Given data:
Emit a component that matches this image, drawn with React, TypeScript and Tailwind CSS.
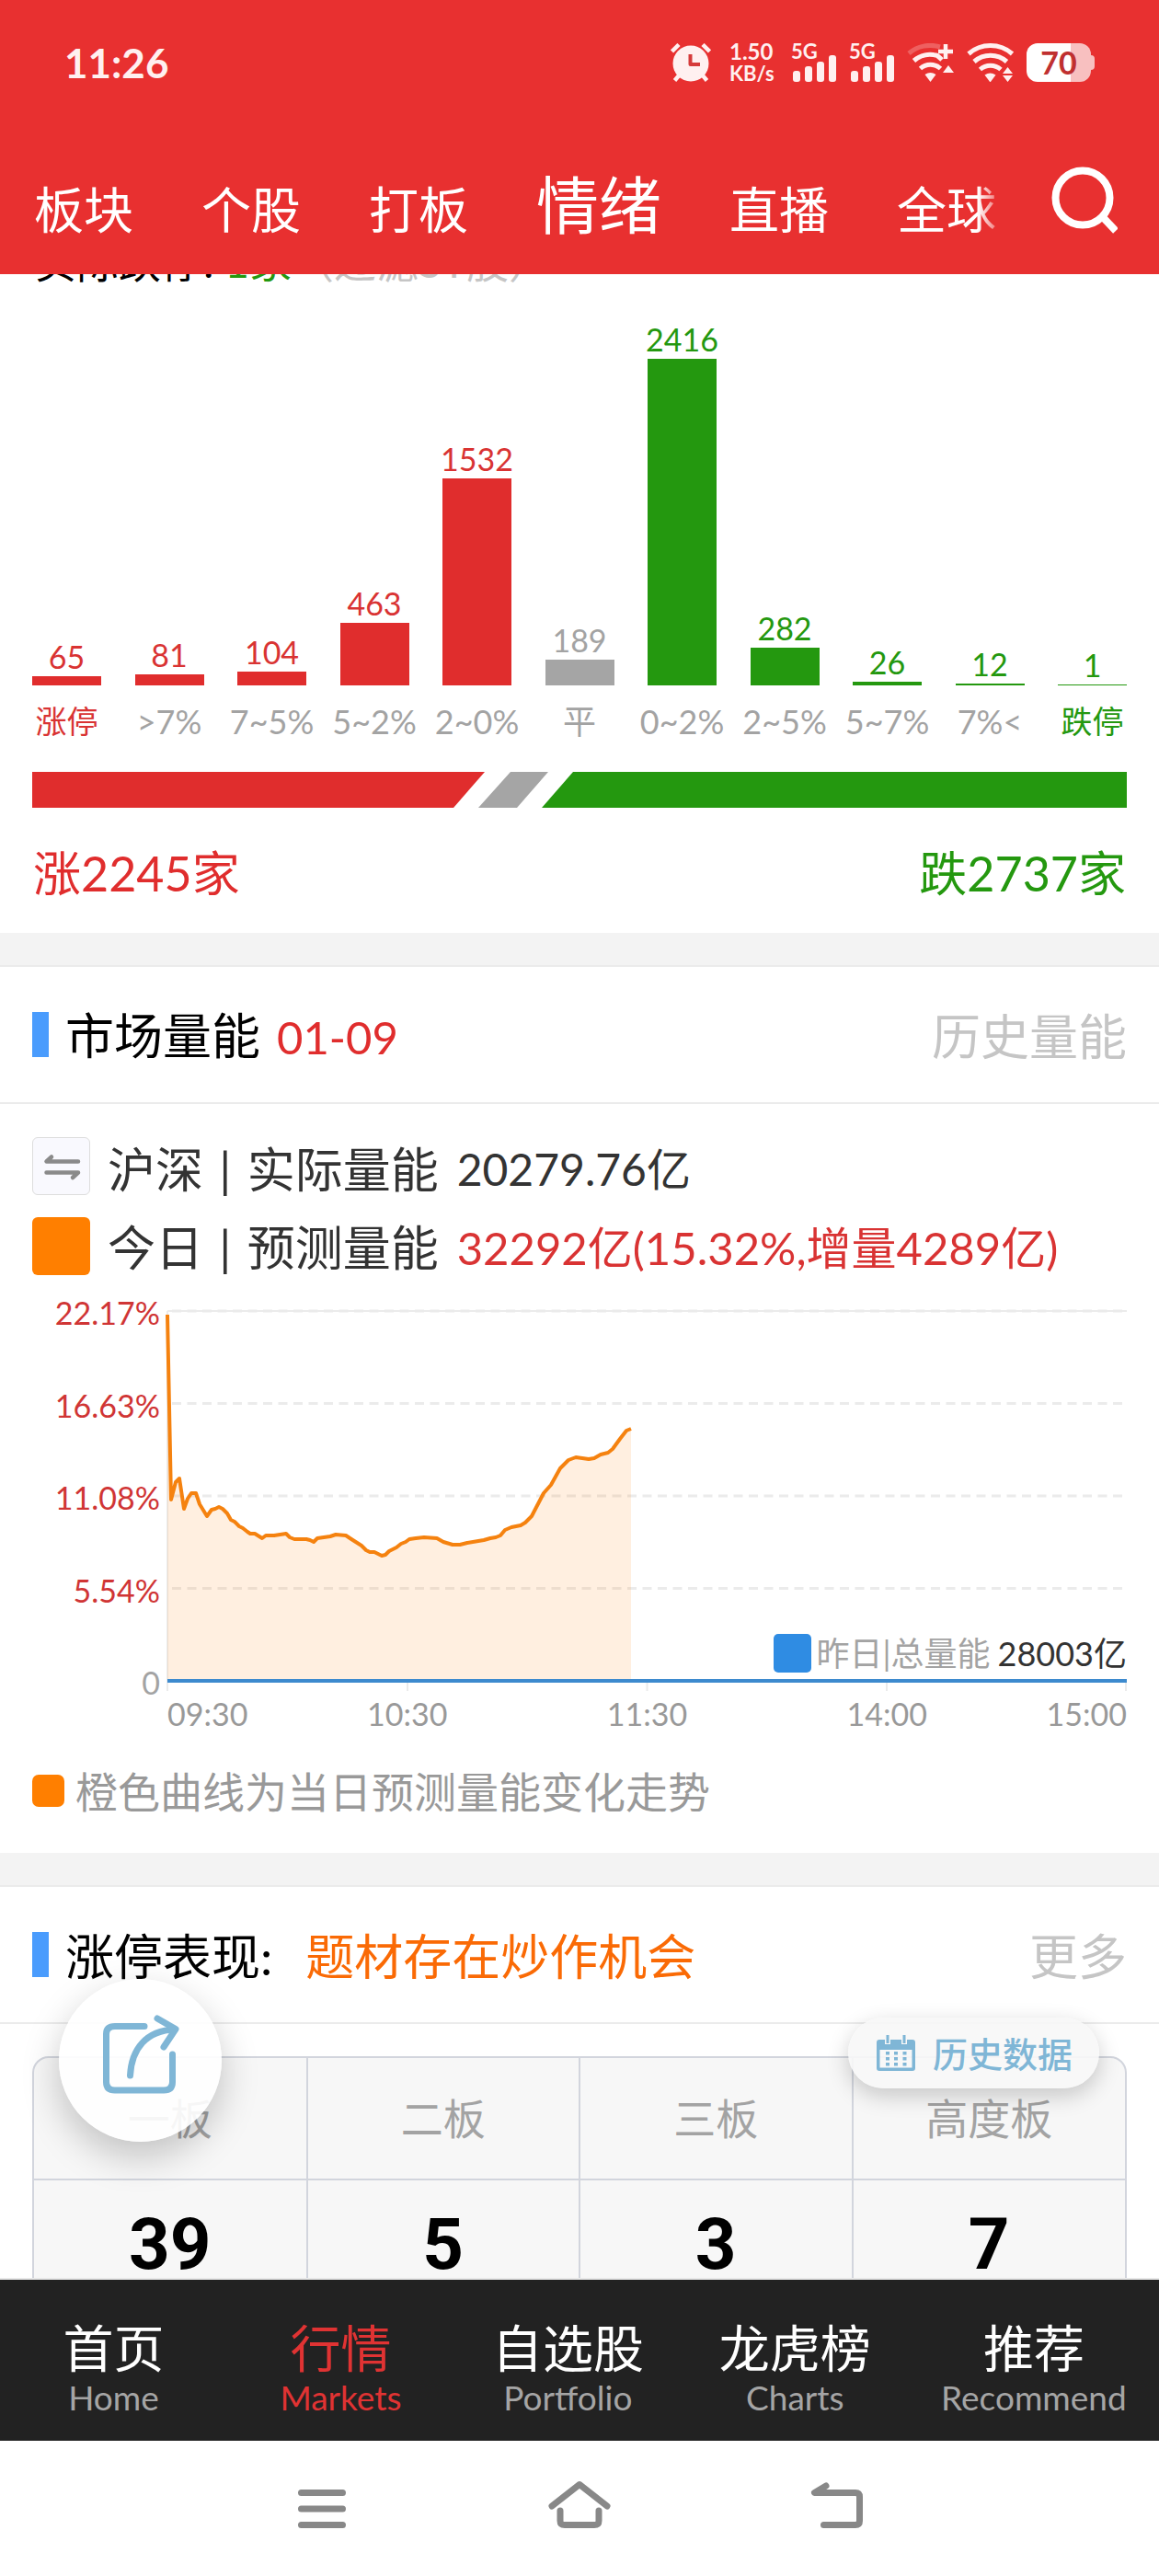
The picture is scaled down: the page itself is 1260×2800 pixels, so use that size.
import React from "react";

const TABS = ["板块", "个股", "打板", "情绪", "直播", "全球"];

type Tone = "up" | "flat" | "down";

const BARS: { label: string; value: number; tone: Tone; strong?: boolean }[] = [
  { label: "涨停", value: 65, tone: "up", strong: true },
  { label: ">7%", value: 81, tone: "up" },
  { label: "7~5%", value: 104, tone: "up" },
  { label: "5~2%", value: 463, tone: "up" },
  { label: "2~0%", value: 1532, tone: "up" },
  { label: "平", value: 189, tone: "flat" },
  { label: "0~2%", value: 2416, tone: "down" },
  { label: "2~5%", value: 282, tone: "down" },
  { label: "5~7%", value: 26, tone: "down" },
  { label: "7%<", value: 12, tone: "down" },
  { label: "跌停", value: 1, tone: "down", strong: true },
];

const TEXT_TONE: Record<Tone, string> = {
  up: "text-[#d93333]",
  flat: "text-[#a3a3a3]",
  down: "text-[#24980f]",
};

const BG_TONE: Record<Tone, string> = {
  up: "bg-[#e02d2d]",
  flat: "bg-[#a5a5a5]",
  down: "bg-[#24980f]",
};

const MAX_BAR = 355;
const MAX_VALUE = 2416;

// forecast curve, in plot units (1043 x 402)
const CURVE =
  "0,4 4,205 9,186 13,182 18,215 22,204 26,198 31,198 35,210 43,223 48,216 52,215 56,213 60,215 65,220 69,227 73,229 78,234 82,236 87,240 90,242 95,242 103,247 107,244 116,244 129,242 133,246 138,248 151,248 155,249 159,251 163,247 177,245 183,243 194,244 200,248 211,255 216,260 220,262 225,262 233,266 237,265 241,261 249,257 254,253 259,251 263,248 270,247 279,246 293,247 300,251 310,254 318,254 326,252 344,249 351,247 357,246 362,244 367,238 374,235 384,233 389,230 396,223 409,198 417,189 427,171 436,162 444,159 458,161 464,160 471,156 479,154 484,150 492,139 499,130 504,128";

const Y_LABELS = ["22.17%", "16.63%", "11.08%", "5.54%", "0"];

const BOARDS = [
  { name: "一板", count: 39 },
  { name: "二板", count: 5 },
  { name: "三板", count: 3 },
  { name: "高度板", count: 7 },
];

const NAV = [
  { zh: "首页", en: "Home" },
  { zh: "行情", en: "Markets", active: true },
  { zh: "自选股", en: "Portfolio" },
  { zh: "龙虎榜", en: "Charts" },
  { zh: "推荐", en: "Recommend" },
];

function AlarmIcon() {
  return (
    <svg width="44" height="42" viewBox="0 0 44 42" fill="none" strokeLinecap="butt">
      <circle cx="22" cy="22" r="19.5" fill="#fff0f0" />
      <path d="M1.5 9 9 1.5M42.5 9 35 1.5" stroke="#fff0f0" strokeWidth="4.5" />
      <path d="M10 34 4.5 40.5M34 34 39.500 40.5" stroke="#fff0f0" strokeWidth="4.5" />
      <path d="M21.500 12V23H32" stroke="#d63a3a" strokeWidth="4" strokeLinejoin="round" />
    </svg>
  );
}

function Signal() {
  return (
    <div className="flex h-[42px] w-[50px] flex-col text-[22px] leading-[18px] font-bold">
      <span>5G</span>
      <svg width="50" height="30" viewBox="0 0 50 30" fill="#fff0f0" className="-mt-[6px] shrink-0">
        <rect x="2" y="18" width="8" height="12" rx="3" />
        <rect x="15" y="13" width="8" height="17" rx="3" />
        <rect x="28" y="8" width="8" height="22" rx="3" />
        <rect x="41" y="1" width="8" height="29" rx="3" />
      </svg>
    </div>
  );
}

function WifiPlusIcon() {
  return (
    <svg width="52" height="42" viewBox="0 0 52 42" fill="none" stroke="#fff0f0" strokeWidth="5">
      <path d="M2 11A36 36 0 0 1 36 4" opacity="0.25" />
      <path d="M7.500 19A27 27 0 0 1 33 13.500Q36 16 38 18" />
      <path d="M14.500 27.500A16.500 16.500 0 0 1 36.500 27.500" />
      <path d="M42 1V17M34 9H50" strokeWidth="4.5" />
      <path d="M19.500 34Q25.500 30 31.500 34L25.500 42ZM39 32H51L45 24Z" fill="#fff0f0" stroke="none" />
    </svg>
  );
}

function WifiIcon() {
  return (
    <svg width="52" height="42" viewBox="0 0 52 42" fill="none" stroke="#fff0f0" strokeWidth="5">
      <path d="M2 11.500A36 36 0 0 1 49.500 11.500" />
      <path d="M8 20A27 27 0 0 1 43.500 20" />
      <path d="M14.500 28.500A17 17 0 0 1 37 28.500" />
      <path d="M19.500 34.500Q25.500 30.500 31.500 34.500L25.500 42.500Z" fill="#fff0f0" stroke="none" />
      <path d="M39 33H50L44.500 26ZM39 35H50L44.500 42Z" fill="#fff0f0" stroke="none" />
    </svg>
  );
}

function Battery() {
  return (
    <div className="flex items-center">
      <div className="flex h-[42px] w-[70px] items-center justify-center rounded-[12px] bg-[linear-gradient(to_right,#ffffff_48px,#f8c0c0_48px)] text-[34px] leading-[42px] font-bold text-[#c03030]">
        70
      </div>
      <div className="h-4 w-1 rounded-r-sm bg-[#f8c0c0]" />
    </div>
  );
}

function Header() {
  return (
    <header className="shrink-0 bg-[#e83030] text-white">
      <div className="flex h-[136px] items-center justify-between px-[70px] text-[#fff0f0]">
        <time className="text-[44px] leading-[46px] font-bold">11:26</time>
        <div className="flex items-center gap-[13px]">
          <AlarmIcon />
          <div className="ml-[7px] flex w-[54px] flex-col font-bold">
            <span className="text-[24px] leading-6">1.50</span>
            <span className="text-[22px] leading-6">KB/s</span>
          </div>
          <Signal />
          <Signal />
          <WifiPlusIcon />
          <WifiIcon />
          <Battery />
        </div>
      </div>
      <div className="flex h-[162px]">
        <nav className="flex min-w-0 flex-1 items-baseline gap-[74px] overflow-hidden [mask-image:linear-gradient(to_right,black_calc(100%-32px),transparent)] pt-[52px] pl-[37px]">
          {TABS.map((tab) => (
            <a
              key={tab}
              href="#"
              className={
                tab === "情绪"
                  ? "shrink-0 text-[68px] leading-[70px]"
                  : "shrink-0 text-[54px] leading-[56px]"
              }
            >
              {tab}
            </a>
          ))}
        </nav>
        <button aria-label="搜索" className="flex w-[165px] shrink-0 justify-center pt-[45px]">
          <svg width="74" height="74" viewBox="0 0 74 74" fill="none" stroke="#fff" strokeWidth="8">
            <circle cx="36" cy="34" r="29.500" />
            <path d="M56 53 72 70" />
          </svg>
        </button>
      </div>
    </header>
  );
}

function Distribution() {
  return (
    <section className="px-[35px] pb-10">
      {/* list is scrolled, so this line is half under the header */}
      <p className="-mt-[36px] pl-0.5 text-[46px] leading-[46px] text-black">
        实际跌停: <span className="text-[#24980f]">1家</span>
        <span className="text-[#c5c5c5]">（过滤ST股）</span>
      </p>
      <div className="mt-11 flex items-end justify-between text-[34px] leading-[34px]">
        {BARS.map((bar) => (
          <div key={bar.label} className="flex w-[75px] flex-col items-center whitespace-nowrap">
            <span className={TEXT_TONE[bar.tone]}>{bar.value}</span>
            <div
              className={`mt-1 w-full ${BG_TONE[bar.tone]}`}
              style={{ height: Math.max(1, Math.round((bar.value / MAX_VALUE) * MAX_BAR)) }}
            />
            <span
              className={`mt-[22px] ${bar.strong ? TEXT_TONE[bar.tone] : "text-[36px] text-[#a3a3a3]"}`}
            >
              {bar.label}
            </span>
          </div>
        ))}
      </div>
      <svg viewBox="0 0 1190 39" preserveAspectRatio="none" className="mt-[38px] block h-[39px] w-full">
        <path d="M0 0H492L458 39H0Z" fill="#e02d2d" />
        <path d="M520 0H561L527 39H485Z" fill="#a5a5a5" />
        <path d="M588 0H1190V39H554Z" fill="#24980f" />
      </svg>
      <div className="mt-[46px] flex justify-between px-px text-[52px] leading-[50px]">
        <span className="text-[#e02d2d]">涨2245家</span>
        <span className="text-[#24980f]">跌2737家</span>
      </div>
    </section>
  );
}

function SectionTitle({ children, more }: { children: React.ReactNode; more: string }) {
  return (
    <>
      <div className="h-[37px] border-b-2 border-[#ebebeb] bg-[#f3f3f3]" />
      <div className="flex h-[149px] items-center border-b-2 border-[#ebebeb] px-[35px] text-[53px] leading-[53px]">
        <span className="h-[49px] w-[18px] bg-[#4a9cfd]" />
        <h2 className="ml-[18px] flex flex-1 items-baseline pt-[3px] text-black">{children}</h2>
        <a href="#" className="pt-[3px] text-[#c5c5c5]">
          {more}
        </a>
      </div>
    </>
  );
}

function VolumeChart() {
  return (
    <div className="mt-[22px] flex text-[34px] leading-[34px]">
      <div className="flex h-[438px] w-[147px] flex-col justify-between pt-0.5 pr-2 text-right text-[#d03535]">
        {Y_LABELS.map((label) => (
          <span key={label} className={label === "0" ? "text-[#a3a3a3]" : ""}>
            {label}
          </span>
        ))}
      </div>
      <div className="relative min-w-0 flex-1 pt-[17px]">
        <svg viewBox="0 0 1043 419" preserveAspectRatio="none" className="block h-[419px] w-full overflow-visible">
          <g stroke="#ebebeb" strokeWidth="3">
            <path d="M0 0H1043" strokeWidth="2" />
            {[0, 100.5, 201, 301.5].map((y) => (
              <path key={y} d={`M5 ${y}H1043`} strokeDasharray="10 6.5" />
            ))}
            <path d="M0 0V413M261 402V413M521.500 402V413M782 402V413M1042 402V413" strokeWidth="2" />
          </g>
          <polygon points={`0,402 ${CURVE} 504,402`} fill="#ff7f00" fillOpacity="0.12" />
          <polyline points={CURVE} fill="none" stroke="#f5820f" strokeWidth="4" strokeLinejoin="round" />
          <path d="M0 402H1043" stroke="#3d8ace" strokeWidth="4" />
        </svg>
        <div className="mt-0.5 grid grid-cols-8 text-center text-[#999999]">
          <span className="text-left">09:30</span>
          <span className="col-span-2">10:30</span>
          <span className="col-span-2">11:30</span>
          <span className="col-span-2">14:00</span>
          <span className="text-right">15:00</span>
        </div>
        <div className="absolute top-[368px] right-0 flex items-center text-[36px] text-[#a3a3a3]">
          <span className="mr-1.5 h-[42px] w-[41px] rounded-[5px] bg-[#2f8ce3]" />
          昨日|总量能
          <span className="ml-2 text-[#333333]">28003亿</span>
        </div>
      </div>
    </div>
  );
}

function Volume() {
  return (
    <section>
      <SectionTitle more="历史量能">
        市场量能<time className="ml-[18px] text-[49px] text-[#e02d2d]">01-09</time>
      </SectionTitle>
      <div className="px-[35px] pt-9 pb-[43px]">
        <div className="flex flex-col gap-6 text-[52px] leading-[66px] whitespace-nowrap text-[#333333]">
          <div className="flex h-[63px]">
            <button
              aria-label="切换市场"
              className="mr-[19px] size-[63px] rounded-[6px] border border-[#dddddd] bg-[#f9f9fe]"
            >
              <svg width="61" height="61" viewBox="0 0 61 61" fill="none" stroke="#8a8a8a" strokeWidth="4.5" strokeLinecap="round" strokeLinejoin="round">
                <path d="M20 20.500 14.500 25.500H49" />
                <path d="M14.500 37.500H49L43 43" />
              </svg>
            </button>
            <span className="pt-0.5">
              沪深<span className="mx-1"> | </span>实际量能
            </span>
            <span className="ml-5 pt-0.5 text-[48px]">20279.76亿</span>
          </div>
          <div className="flex h-[63px]">
            <span className="mr-[19px] size-[63px] rounded-[6px] bg-[#ff7f00]" />
            <span>
              今日<span className="mx-1"> | </span>预测量能
            </span>
            <span className="ml-5 text-[49px] text-[#d93333]">32292亿(15.32%,增量4289亿)</span>
          </div>
        </div>
        <VolumeChart />
        <p className="mt-[42px] flex items-center text-[46px] leading-[46px] text-[#999999]">
          <span className="mr-3 size-[35px] rounded-[7px] bg-[#ff7f00]" />
          <span className="pt-[3px]">橙色曲线为当日预测量能变化走势</span>
        </p>
      </div>
    </section>
  );
}

function LimitUp() {
  return (
    <section>
      <SectionTitle more="更多">
        涨停表现:<span className="ml-9 text-[#fa6a05]">题材存在炒作机会</span>
      </SectionTitle>
      <div className="px-[35px] pt-[35px]">
        <div className="overflow-hidden rounded-[18px] border-2 border-[#d2d5dd] bg-[#f7f7f7]">
          <table className="w-full table-fixed border-collapse text-center">
            <thead>
              <tr className="h-[132px] border-b-2 border-[#d2d5dd] text-[46px] leading-[46px] text-[#a3a3a3]">
                {BOARDS.map((b) => (
                  <th key={b.name} scope="col" className="border-l-2 border-[#d2d5dd] font-normal first:border-l-0">
                    {b.name}
                  </th>
                ))}
              </tr>
            </thead>
            <tbody>
              <tr className="h-[140px] font-['Roboto'] text-[78px] leading-[78px] font-bold text-black">
                {BOARDS.map((b) => (
                  <td key={b.name} className="border-l-2 border-[#d2d5dd] first:border-l-0">
                    {b.count}
                  </td>
                ))}
              </tr>
            </tbody>
          </table>
        </div>
      </div>
    </section>
  );
}

function FloatingActions() {
  return (
    <>
      <button
        aria-label="分享"
        className="absolute bottom-[148px] left-16 flex size-[177px] items-center justify-center rounded-full bg-white/90 shadow-[0_16px_40px_rgba(0,0,0,0.22)]"
      >
        <svg width="84" height="90" viewBox="0 0 84 90" fill="none" stroke="#7fb6d6" strokeWidth="7" strokeLinecap="round" strokeLinejoin="round" className="-mt-3">
          <path d="M46 13.500H14Q4.500 13.500 4.500 22V74Q4.500 83 14 83H67Q76.500 83 76.500 74V44" />
          <path d="M30.500 67C32 38 48 18 79 17" />
          <path d="M60 5 80 16.500 67 36" />
        </svg>
      </button>
      <button className="absolute right-[65px] bottom-[206px] flex h-[77px] w-[273px] items-center rounded-full bg-[#f7f7f7]/90 pl-[31px] text-[38px] leading-[38px] font-medium text-[#7fb6d6] shadow-[0_8px_24px_rgba(0,0,0,0.2)]">
        <svg width="42" height="39" viewBox="0 0 42 39" className="mr-[19px]">
          <path d="M3 5H9V10H15V5H27V10H33V5H39Q42 5 42 8V36Q42 39 39 39H3Q0 39 0 36V8Q0 5 3 5ZM3.500 16V35.500H38.500V16Z" fill="#7fb6d6" fillRule="evenodd" />
          <path d="M10.500 0H13.500V9H10.500ZM28.500 0H31.500V9H28.500Z" fill="#7fb6d6" />
          <path d="M12 18V34M21 18V34M30.500 18V34" stroke="#7fb6d6" strokeWidth="4" strokeDasharray="3.500 2.500" />
        </svg>
        历史数据
      </button>
    </>
  );
}

function BottomNav() {
  return (
    <nav className="grid h-[177px] shrink-0 grid-cols-[repeat(4,19.6%)_1fr] border-t-2 border-[#e8e8e8] bg-[#222222] pt-[46px] text-center">
      {NAV.map((item) => (
        <a key={item.en} href="#" className={item.active ? "text-[#e03333]" : "text-white"}>
          <span className="block text-[55px] leading-[56px]">{item.zh}</span>
          <span
            className={`mt-2 block text-[37px] leading-[36px] ${item.active ? "" : "text-[#a5a5a5]"}`}
          >
            {item.en}
          </span>
        </a>
      ))}
    </nav>
  );
}

function SystemBar() {
  return (
    <div className="flex h-[147px] shrink-0 items-start justify-center gap-[216px] bg-white pt-[43px]">
      <button aria-label="最近任务">
        <svg width="60" height="56" viewBox="0 0 60 56" stroke="#888" strokeWidth="7" strokeLinecap="round">
          <path d="M7.500 13.500H52.500M7.500 31H52.500M7.500 48.500H52.500" />
        </svg>
      </button>
      <button aria-label="主页">
        <svg width="68" height="56" viewBox="0 0 68 56" fill="none" stroke="#888" strokeWidth="7" strokeLinecap="round" strokeLinejoin="round">
          <path d="M4 28 34 4.500 64 28" />
          <path d="M13 33V44Q13 48.500 18 48.500H50Q55 48.500 55 44V33" />
        </svg>
      </button>
      <button aria-label="返回">
        <svg width="60" height="56" viewBox="0 0 60 56" fill="none" stroke="#888" strokeWidth="7" strokeLinecap="round" strokeLinejoin="round">
          <path d="M18 6 5.500 13.500H50Q54.500 13.500 54.500 18V44Q54.500 48.500 50 48.500H15.500" />
        </svg>
      </button>
    </div>
  );
}

export default function App() {
  return (
    <div className="flex h-screen flex-col bg-white font-['Lato','Noto_Sans_CJK_SC',sans-serif]">
      <Header />
      <div className="relative min-h-0 flex-1 overflow-hidden">
        <main>
          <Distribution />
          <Volume />
          <LimitUp />
        </main>
        <FloatingActions />
      </div>
      <BottomNav />
      <SystemBar />
    </div>
  );
}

Job:
Only lines with the word "size" should be collected from the material.

Response:
The picture is scaled down: the page itself is 1260×2800 pixels, so use that size.
              className="mr-[19px] size-[63px] rounded-[6px] border border-[#dddddd] bg-[#f9f9fe]"
            <span className="mr-[19px] size-[63px] rounded-[6px] bg-[#ff7f00]" />
          <span className="mr-3 size-[35px] rounded-[7px] bg-[#ff7f00]" />
        className="absolute bottom-[148px] left-16 flex size-[177px] items-center justify-center rounded-full bg-white/90 shadow-[0_16px_40px_rgba(0,0,0,0.22)]"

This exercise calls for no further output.